Take two new entries premiering Monday: “Listen Up” (7:30 p.m., WBBM-Ch. 2) and “Second Time Around” (8:30 p.m., WPWR-Ch. 50). They are almost incredible in their lack of laughs. Oh, there’s a mild chuckle here and there, but never any real zingers or howls, nothing to invite a viewer to return week after week or even endure an entire first episode.

“Listen Up” is distinguished only as another, undoubtedly doomed effort to launch Jason Alexander in a successful, post-“Seinfeld” show. Here, his role as a sports columnist/commentator in print and on TV, mingled with his put-upon persona as father of two teens, is boring and dull-normal, unlike his amusing antics on “Seinfeld.” He commits that deadly sitcomic sin: blandness.

When wife Dana (Wendy Makkena) mentions she’s hosting a rich donor as part of her volunteer effort to finance a zoo habitat, Alexander, as Tony, queries, “Isn’t habitat zoospeak for a new fence?”

Later, as part of an ongoing battle with teen daughter Megan (Daniella Monet), who’s terminally embarrassed by everything he does, says or wears, he sneaks onto her soccer practice field to spy with binoculars from afar, prompting her friends to mistake him for a pervert. “That’s no lunatic,” she exclaims. “That’s my dad.”

Even worse than the comatose domestic humor is the half-baked attempt at workplace wit, with Tony one-half of a sparring TV commentary team completed by another sitcom veteran, Malcolm-Jamal Warner. The climax here comes, during a discourse mocking soccer, when Alexander hops up and sings mock lyrics to “The Battle Hymn of the Republic,” culminating with the lyrics, “We know soccer blows.”

Don’t “Listen Up.” Tune out.

“Second Time Around,” at least, is somewhat novel as a new sitcom primarily peopled by African-American characters, one of the few new offerings to acknowledge diversity. Its title, about a divorced couple remarrying and trying one more time, is the same as a now forgotten 1961 Debbie Reynolds movie, and, sadly, that coincidence actually telegraphs a lot about the lack of hipness and shopworn humor in this first entry.

Nicole Parker and Boris Kodjoe (married in real life, by the way) have just remarried and face a few leftover ills from their estrangement. A painter, she posed nude for a male artist, while he began to date her again while secretly engaged to another woman.

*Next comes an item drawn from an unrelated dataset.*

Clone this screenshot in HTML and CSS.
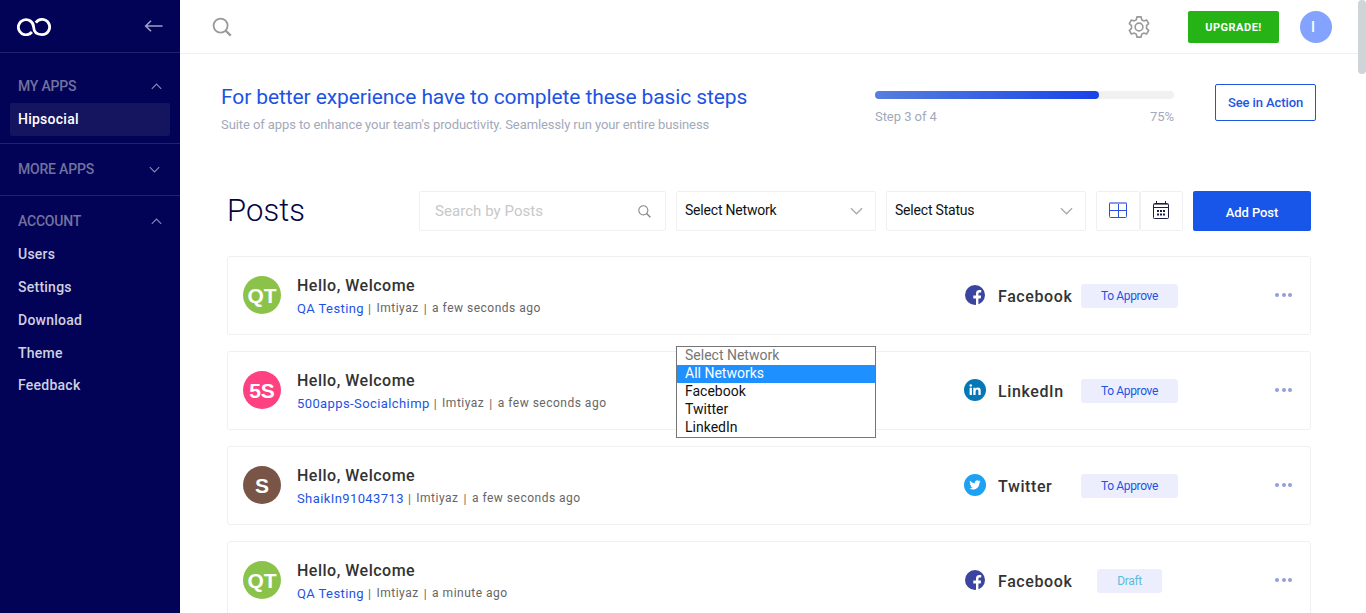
FILE: index.html
```html
<!DOCTYPE html>
<html lang="en">
<head>
<meta charset="utf-8">
<title>Hipsocial - Posts</title>
<link rel="stylesheet" href="styles.css">
</head>
<body>
<svg class="defs" width="0" height="0">
  <symbol id="facebook" viewBox="0 0 22 22"><circle cx="11" cy="11" r="10" fill="#3b459f"/><path d="M12 21v-6.600H9.300v-3H12V9.600Q12 6 15.300 6h1.900v2.600h-1.400Q14.400 8.600 14.400 10v1.400h2.700l-.4 3h-2.300V21z" fill="#fff"/></symbol>
  <symbol id="linkedin" viewBox="0 0 22 22"><circle cx="11" cy="11" r="11" fill="#0677b5"/><path d="M5.600 8.800h2.300v7.200H5.600zM9.300 8.800h2.200v1q.8-1.200 2.400-1.200 2.800 0 2.800 3.200V16h-2.300v-3.700q0-1.800-1.300-1.800-1.500 0-1.500 1.900V16H9.300z" fill="#fff"/><circle cx="6.750" cy="6.500" r="1.300" fill="#fff"/></symbol>
  <symbol id="twitter" viewBox="0 0 22 22"><circle cx="11" cy="11" r="11" fill="#1da1f2"/><path transform="translate(5.300 5.300) scale(.47)" d="M23.950 4.570a10 10 0 0 1-2.820.77 4.960 4.960 0 0 0 2.160-2.720c-.95.550-2 .95-3.130 1.180a4.920 4.920 0 0 0-8.380 4.480C7.690 8.100 4.070 6.130 1.640 3.160a4.820 4.820 0 0 0-.67 2.480c0 1.710.87 3.210 2.190 4.100a4.900 4.900 0 0 1-2.230-.62v.06a4.920 4.920 0 0 0 3.950 4.830 5 5 0 0 1-2.210.08 4.940 4.940 0 0 0 4.600 3.420A9.870 9.870 0 0 1 0 19.540a14 14 0 0 0 7.550 2.210c9.050 0 14-7.500 14-13.990 0-.21 0-.42-.02-.63a9.940 9.940 0 0 0 2.460-2.550z" fill="#fff"/></symbol>
  <symbol id="chevron" viewBox="0 0 14 8"><path d="M1 1l6 6 6-6" fill="none" stroke="currentColor" stroke-width="1.400"/></symbol>
</svg>
<div class="app">
  <aside class="sidebar">
    <div class="brand">
      <svg class="logo" viewBox="0 0 34 18" width="34" height="18" fill="none" stroke="#fff" stroke-width="2.800"><path d="M14.900 14A7.600 7.600 0 1 1 16.600 9Q17 16.600 25 16.600A7.600 7.600 0 1 0 18.800 4.600"/></svg>
      <svg class="back" viewBox="0 0 19 12" width="19" height="12" fill="none" stroke="#9f9fc9" stroke-width="1.600"><path d="M18.500 6H1.500M7 .8L1.700 6 7 11.200"/></svg>
    </div>
    <section class="group group-apps">
      <h3 class="group-title">MY APPS<svg class="caret up"><use href="#chevron"/></svg></h3>
      <a class="active">Hipsocial</a>
    </section>
    <section class="group group-more">
      <h3 class="group-title">MORE APPS<svg class="caret"><use href="#chevron"/></svg></h3>
    </section>
    <section class="group group-account">
      <h3 class="group-title">ACCOUNT<svg class="caret up"><use href="#chevron"/></svg></h3>
      <nav class="links"><a>Users</a><a>Settings</a><a>Download</a><a>Theme</a><a>Feedback</a></nav>
    </section>
  </aside>
  <main class="main">
    <header class="topbar">
      <svg class="find" viewBox="0 0 20 20" width="20" height="20" fill="none" stroke="#999" stroke-width="1.800"><circle cx="8.600" cy="8.600" r="7"/><path d="M13.600 13.600l5.200 5" stroke-width="2.200"/></svg>
      <div class="account">
        <svg viewBox="0 0 24 24" width="24" height="24" fill="none" stroke="#999" stroke-width="1.600"><circle cx="12" cy="12" r="3.900"/><path d="M9.900 1.900h4.200l.6 2.900 2 1.100 2.900-.9 2.100 3.600-2.200 2v2.800l2.200 2-2.100 3.600-2.900-.9-2 1.100-.6 2.900H9.900l-.6-2.900-2-1.100-2.900.9-2.100-3.600 2.200-2v-2.800l-2.200-2L4.400 5l2.900.9 2-1.100z" stroke-linejoin="round"/></svg>
        <button class="upgrade">UPGRADE!</button>
        <span class="user">I</span>
      </div>
    </header>
    <section class="steps">
      <div class="steps-copy">
        <h2 class="steps-title">For better experience have to complete these basic steps</h2>
        <p class="steps-text">Suite of apps to enhance your team's productivity. Seamlessly run your entire business</p>
      </div>
      <div class="progress">
        <div class="track"><div class="fill"></div></div>
        <div class="progress-labels"><span>Step 3 of 4</span><span>75%</span></div>
      </div>
      <button class="see">See in Action</button>
    </section>
    <section class="toolbar">
      <h1 class="heading">Posts</h1>
      <div class="search"><span>Search by Posts</span><svg viewBox="0 0 20 20" width="13" height="13" fill="none" stroke="#888" stroke-width="1.700"><circle cx="8.200" cy="8.200" r="7"/><path d="M13.200 13.200l5.800 5.800" stroke-width="2.200"/></svg></div>
      <div class="select"><span>Select Network</span><svg class="arrow"><use href="#chevron"/></svg>
        <div class="menu"><div class="hint">Select Network</div><div class="hover">All Networks</div><div>Facebook</div><div>Twitter</div><div>LinkedIn</div></div>
      </div>
      <div class="select"><span>Select Status</span><svg class="arrow"><use href="#chevron"/></svg></div>
      <div class="views">
        <div class="view"><svg viewBox="0 0 18 16" width="18" height="16" fill="none" stroke="#2b50dd"><rect x=".5" y=".5" width="17" height="15" rx="1"/><path d="M9.500 1v14M1 8.500h16"/><path d="M1 1h16" stroke="#8d98e6" stroke-width="2"/></svg></div>
        <div class="view"><svg viewBox="0 0 18 18" width="18" height="18" fill="none" stroke="#1c1c45"><rect x="1.500" y="2.500" width="15" height="15" rx="1"/><path d="M4.500 0v3M13.500 0v3M2 6.500h14"/><path d="M2 3.500h14" stroke="#77778f"/><path d="M5 10h8M5 13.500h8" stroke-width="2" stroke-dasharray="2 1"/></svg></div>
      </div>
      <button class="add">Add Post</button>
    </section>
    <section class="posts">
      <article class="post">
        <span class="avatar green">QT</span>
        <div class="info"><h4 class="post-title">Hello, Welcome</h4><p class="meta"><a>QA Testing</a><i>|</i><span>Imtiyaz</span><i>|</i><span>a few seconds ago</span></p></div>
        <svg class="net"><use href="#facebook"/></svg><span class="net-name">Facebook</span>
        <span class="badge">To Approve</span><span class="dots"><b></b><b></b><b></b></span>
      </article>
      <article class="post">
        <span class="avatar pink">5S</span>
        <div class="info"><h4 class="post-title">Hello, Welcome</h4><p class="meta"><a>500apps-Socialchimp</a><i>|</i><span>Imtiyaz</span><i>|</i><span>a few seconds ago</span></p></div>
        <svg class="net"><use href="#linkedin"/></svg><span class="net-name">LinkedIn</span>
        <span class="badge">To Approve</span><span class="dots"><b></b><b></b><b></b></span>
      </article>
      <article class="post">
        <span class="avatar brown">S</span>
        <div class="info"><h4 class="post-title">Hello, Welcome</h4><p class="meta"><a>ShaikIn91043713</a><i>|</i><span>Imtiyaz</span><i>|</i><span>a few seconds ago</span></p></div>
        <svg class="net"><use href="#twitter"/></svg><span class="net-name">Twitter</span>
        <span class="badge">To Approve</span><span class="dots"><b></b><b></b><b></b></span>
      </article>
      <article class="post">
        <span class="avatar green">QT</span>
        <div class="info"><h4 class="post-title">Hello, Welcome</h4><p class="meta"><a>QA Testing</a><i>|</i><span>Imtiyaz</span><i>|</i><span>a minute ago</span></p></div>
        <svg class="net"><use href="#facebook"/></svg><span class="net-name">Facebook</span>
        <span class="badge draft">Draft</span><span class="dots"><b></b><b></b><b></b></span>
      </article>
    </section>
  </main>
  <div class="scrollbar"><div class="thumb"></div></div>
</div>
</body>
</html>
```
FILE: styles.css
```css
* { box-sizing: border-box; }
body { margin: 0; font-family: Roboto, sans-serif; background: #fff; overflow: hidden; }
h1, h2, h3, h4, p { margin: 0; }
button { font-family: inherit; padding: 0; border: 0; }
svg { display: block; flex: none; }
.defs { position: absolute; }
.app { display: flex; height: 613px; overflow: hidden; }

/* Sidebar */
.sidebar { width: 180px; flex: none; background: #020257; }
.brand { height: 53px; display: flex; justify-content: space-between; padding: 18px 17px 0; border-bottom: 1px solid #22226c; }
.back { margin-top: 2px; }
.group { padding: 0 10px; border-bottom: 1px solid #22226c; }
.group-apps { height: 91px; padding-top: 17px; }
.group-more { height: 52px; padding-top: 9px; }
.group-account { padding-top: 9px; border: 0; }
.group-title { height: 33px; padding: 0 8px 2px; display: flex; align-items: center; justify-content: space-between; font-size: 14px; font-weight: 500; letter-spacing: -.2px; color: #72729f; }
.caret { width: 11px; height: 7px; color: #8a8ab3; margin: 2px 2px 0 0; }
.caret.up { transform: rotate(180deg); margin-right: 0; }
.active, .links a { display: block; padding: 0 8px; font-size: 14px; font-weight: 500; letter-spacing: .25px; }
.active { height: 33px; line-height: 32px; background: #14145f; border-radius: 2px; color: #fff; }
.links a { height: 32.850px; line-height: 32.850px; color: #d0d0e0; }

/* Top bar */
.main { flex: 1; min-width: 0; }
.topbar { height: 54px; padding: 0 26px 0 32px; display: flex; align-items: center; justify-content: space-between; border-bottom: 1px solid #efefef; }
.account { display: flex; align-items: center; }
.upgrade { width: 91px; height: 32px; padding-top: 1px; margin-left: 37px; border-radius: 2px; background: #25b316; color: #fff; font-size: 11px; font-weight: 700; letter-spacing: .5px; }
.user { width: 32px; height: 32px; margin-left: 21px; border-radius: 50%; background: #84a3ff; color: #fff; font-size: 14px; font-weight: 500; line-height: 32px; padding-left: 11px; }

/* Onboarding steps */
.steps { height: 137px; padding: 30px 42px 0 41px; display: flex; }
.steps-copy { width: 654px; }
.steps-title { font-size: 21px; line-height: 26px; font-weight: 400; color: #1d53e4; letter-spacing: -.1px; }
.steps-text { margin-top: 6px; font-size: 13px; line-height: 18px; letter-spacing: -.09px; color: #a3a9bb; }
.progress { width: 299px; padding-top: 7px; }
.track { height: 8px; border-radius: 4px; background: #f1f1f1; }
.fill { width: 75%; height: 8px; border-radius: 4px; background: linear-gradient(90deg, #567fdd, #1a43e8); }
.progress-labels { display: flex; justify-content: space-between; margin-top: 9px; font-size: 13px; line-height: 18px; letter-spacing: -.05px; color: #a3a9bb; }
.see { width: 101px; height: 37px; margin-left: 41px; border: 1px solid #1f56e0; border-radius: 2px; background: #fff; color: #1f56e0; font-size: 13px; font-weight: 500; letter-spacing: -.1px; }

/* Filters */
.toolbar { display: flex; height: 65px; padding-left: 47px; align-items: flex-start; }
.heading { width: 192px; font-size: 31px; line-height: 40px; font-weight: 300; letter-spacing: .1px; color: #04043f; }
.search, .select, .view { height: 40px; border: 1px solid #f0f0f0; border-radius: 2px; display: flex; align-items: center; justify-content: space-between; }
.search { width: 247px; margin-right: 10px; padding: 0 14px 0 15px; font-size: 15px; letter-spacing: .05px; color: #c8c8c8; }
.select { position: relative; width: 200px; margin-right: 10px; padding: 0 12px 2px 8px; font-size: 14px; color: #111; }
.select > span { letter-spacing: -.2px; }
.arrow { width: 13px; height: 8px; margin-top: 2px; color: #aaa; }
.menu { position: absolute; z-index: 2; left: -1px; top: 154px; width: 200px; height: 92px; border: 1px solid #767676; background: #fff; line-height: 16px; }
.menu div { padding-left: 8px; height: 18px; }
.menu .hint { color: #767676; }
.menu .hover { background: #1e90ff; color: #fff; }
.views { display: flex; margin-right: 10px; }
.view { width: 44px; padding-bottom: 2px; justify-content: center; }
.view + .view { width: 43px; padding-right: 1px; }
.add { width: 118px; height: 40px; padding-top: 3px; border-radius: 2px; background: #1756e8; color: #fff; font-size: 13px; font-weight: 500; letter-spacing: -.1px; }

/* Post list */
.posts { padding-left: 47px; width: 1131px; display: grid; gap: 16px; }
.post { height: 79px; border: 1px solid #f0f0f0; border-radius: 3px; padding: 0 18px 2px 15px; display: grid; grid-template-columns: 54px 667px 34px 83px 97px 1fr; align-items: center; }
.avatar { width: 38px; height: 38px; border-radius: 50%; color: #fff; font-family: "Liberation Sans", sans-serif; font-weight: 700; font-size: 21px; line-height: 40px; text-align: center; }
.green { background: #8bc34a; }
.pink { background: #ff4081; }
.brown { background: #795548; }
.info { padding-top: 6px; }
.post-title { font-size: 16px; line-height: 20px; font-weight: 500; letter-spacing: .5px; color: #333; }
.meta { display: flex; margin-top: 3px; font-size: 12px; line-height: 18px; letter-spacing: .5px; color: #666; }
.meta a { font-size: 13px; line-height: 20px; letter-spacing: .4px; color: #1d53e4; }
.meta i { font-style: normal; line-height: 20px; margin: 0 5px 0 4px; }
.meta span + i { margin-right: 5px; margin-left: 5px; }
.net { width: 22px; height: 22px; }
.net-name { padding-top: 3px; font-size: 16px; font-weight: 500; letter-spacing: .6px; color: #333; }
.badge { justify-self: center; height: 24px; margin-top: 2px; padding: 0 20px; border-radius: 3px; background: #eceefe; font-size: 12px; line-height: 24px; letter-spacing: -.35px; color: #1d53e4; white-space: nowrap; }
.badge.draft { color: #5bbcdd; }
.dots { display: flex; gap: 2.500px; justify-content: flex-end; }
.dots b { width: 4px; height: 4px; border-radius: 50%; background: #929ee0; }

/* Page scrollbar */
.scrollbar { width: 8px; flex: none; }
.thumb { height: 74px; border-radius: 4px; background: #ced4d7; }
```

But the Muses, as the couple is fictionally named, are attractive, well-to-do upper-class sophisticates. (He’s an architect).

There’s no edge and thus very little comedy, only retread sparring between the sexes and marital cliches.

One character’s advice inadvertently sums up both shows. “You can’t put meatloaf in the microwave and expect it to come out steak.”